* Instruction
Leave out the pictures and repeat the data exactly.

* Collected data
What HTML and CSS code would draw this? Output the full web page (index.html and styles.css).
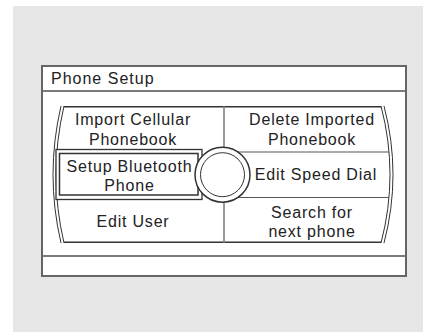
FILE: index.html
```html
<!DOCTYPE html>
<html>
<head>
<meta charset="utf-8">
<link rel="stylesheet" href="styles.css">
</head>
<body>
<div class="bg">
  <div class="panel">
    <div class="title">Phone Setup</div>
    <div class="menu-wrap">
      <div class="menu">
        <svg class="frame" width="340" height="137" viewBox="0 0 340 137">
          <g fill="none" stroke="#333">
            <path d="M11 0.75 H328" stroke-width="1.5"/>
            <path d="M11 136.25 H328" stroke-width="1.5"/>
            <path d="M8 0 Q-8 68.5 8 137" stroke-width="1"/>
            <path d="M11 0 Q-5 68.5 11 137" stroke-width="1"/>
            <path d="M328 0 Q346 68.5 328 137" stroke-width="1"/>
            <path d="M331 0 Q349 68.5 331 137" stroke-width="1"/>
            <path d="M171 0 V137" stroke="#7a7a7a" stroke-width="1.5"/>
            <path d="M170 46 H336" stroke="#555" stroke-width="1.2"/>
            <path d="M170 91.5 H336" stroke="#555" stroke-width="1.2"/>
            <rect x="3" y="43.5" width="146" height="50" fill="#fff" stroke-width="1.3"/>
            <rect x="6.5" y="47.5" width="138.5" height="41.5" stroke-width="1.5"/>
            <circle cx="169.5" cy="68.7" r="27.5" fill="#fff" stroke-width="1.5"/>
            <circle cx="169.5" cy="68.7" r="22" stroke-width="1"/>
          </g>
        </svg>
        <div class="cell l r1">Import Cellular<br>Phonebook</div>
        <div class="cell r r1">Delete Imported<br>Phonebook</div>
        <div class="cell l sel">Setup Bluetooth<br>Phone</div>
        <div class="cell r mid">Edit Speed Dial</div>
        <div class="cell l r3">Edit User</div>
        <div class="cell r r3">Search for<br>next phone</div>
      </div>
    </div>
    <div class="footer"></div>
  </div>
</div>
</body>
</html>
```
FILE: styles.css
```css
html, body {
  margin: 0;
  padding: 0;
  background: #fff;
}
.bg {
  margin: 6px 0 0 13px;
  width: 410px;
  height: 326px;
  background: #e6e6e6;
  padding: 59px 0 0 28px;
  box-sizing: border-box;
}
.panel {
  width: 366px;
  height: 212px;
  box-sizing: border-box;
  border: 2px solid #666;
  background: #fff;
  display: flex;
  flex-direction: column;
  font-family: "Liberation Sans", Arial, sans-serif;
  color: #222;
}
.title {
  height: 23px;
  line-height: 23px;
  border-bottom: 2px solid #7a7a7a;
  padding-left: 8px;
  font-size: 16px;
  letter-spacing: 1px;
}
.menu-wrap {
  padding: 14px 0 12px 10px;
}
.menu {
  position: relative;
  width: 340px;
  height: 137px;
  display: grid;
  grid-template-columns: 171px 169px;
  grid-template-rows: 44px 48px 45px;
  font-size: 16px;
  letter-spacing: 0.8px;
  line-height: 19.5px;
}
.frame {
  position: absolute;
  left: 0;
  top: 0;
  overflow: visible;
}
.cell {
  position: relative;
  display: flex;
  align-items: center;
  justify-content: center;
  text-align: center;
  padding-top: 3px;
}
.cell.l { padding-right: 11px; }
.cell.r { padding-left: 7px; }
.cell.sel { padding-right: 18px; padding-top: 4px; }
.cell.mid { padding-left: 15px; padding-top: 2px; }
.footer {
  flex: 1;
  border-top: 2px solid #7a7a7a;
}
```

* Solution for this problem
What HTML and CSS code would draw this? Output the full web page (index.html and styles.css).
FILE: index.html
```html
<!DOCTYPE html>
<html>
<head>
<meta charset="utf-8">
<link rel="stylesheet" href="styles.css">
</head>
<body>
<div class="bg">
  <div class="panel">
    <div class="title">Phone Setup</div>
    <div class="menu-wrap">
      <div class="menu">
        <svg class="frame" width="340" height="137" viewBox="0 0 340 137">
          <g fill="none" stroke="#333">
            <path d="M11 0.75 H328" stroke-width="1.5"/>
            <path d="M11 136.25 H328" stroke-width="1.5"/>
            <path d="M8 0 Q-8 68.5 8 137" stroke-width="1"/>
            <path d="M11 0 Q-5 68.5 11 137" stroke-width="1"/>
            <path d="M328 0 Q346 68.5 328 137" stroke-width="1"/>
            <path d="M331 0 Q349 68.5 331 137" stroke-width="1"/>
            <path d="M171 0 V137" stroke="#7a7a7a" stroke-width="1.5"/>
            <path d="M170 46 H336" stroke="#555" stroke-width="1.2"/>
            <path d="M170 91.5 H336" stroke="#555" stroke-width="1.2"/>
            <rect x="3" y="43.5" width="146" height="50" fill="#fff" stroke-width="1.3"/>
            <rect x="6.5" y="47.5" width="138.5" height="41.5" stroke-width="1.5"/>
            <circle cx="169.5" cy="68.7" r="27.5" fill="#fff" stroke-width="1.5"/>
            <circle cx="169.5" cy="68.7" r="22" stroke-width="1"/>
          </g>
        </svg>
        <div class="cell l r1">Import Cellular<br>Phonebook</div>
        <div class="cell r r1">Delete Imported<br>Phonebook</div>
        <div class="cell l sel">Setup Bluetooth<br>Phone</div>
        <div class="cell r mid">Edit Speed Dial</div>
        <div class="cell l r3">Edit User</div>
        <div class="cell r r3">Search for<br>next phone</div>
      </div>
    </div>
    <div class="footer"></div>
  </div>
</div>
</body>
</html>
```
FILE: styles.css
```css
html, body {
  margin: 0;
  padding: 0;
  background: #fff;
}
.bg {
  margin: 6px 0 0 13px;
  width: 410px;
  height: 326px;
  background: #e6e6e6;
  padding: 59px 0 0 28px;
  box-sizing: border-box;
}
.panel {
  width: 366px;
  height: 212px;
  box-sizing: border-box;
  border: 2px solid #666;
  background: #fff;
  display: flex;
  flex-direction: column;
  font-family: "Liberation Sans", Arial, sans-serif;
  color: #222;
}
.title {
  height: 23px;
  line-height: 23px;
  border-bottom: 2px solid #7a7a7a;
  padding-left: 8px;
  font-size: 16px;
  letter-spacing: 1px;
}
.menu-wrap {
  padding: 14px 0 12px 10px;
}
.menu {
  position: relative;
  width: 340px;
  height: 137px;
  display: grid;
  grid-template-columns: 171px 169px;
  grid-template-rows: 44px 48px 45px;
  font-size: 16px;
  letter-spacing: 0.8px;
  line-height: 19.5px;
}
.frame {
  position: absolute;
  left: 0;
  top: 0;
  overflow: visible;
}
.cell {
  position: relative;
  display: flex;
  align-items: center;
  justify-content: center;
  text-align: center;
  padding-top: 3px;
}
.cell.l { padding-right: 11px; }
.cell.r { padding-left: 7px; }
.cell.sel { padding-right: 18px; padding-top: 4px; }
.cell.mid { padding-left: 15px; padding-top: 2px; }
.footer {
  flex: 1;
  border-top: 2px solid #7a7a7a;
}
```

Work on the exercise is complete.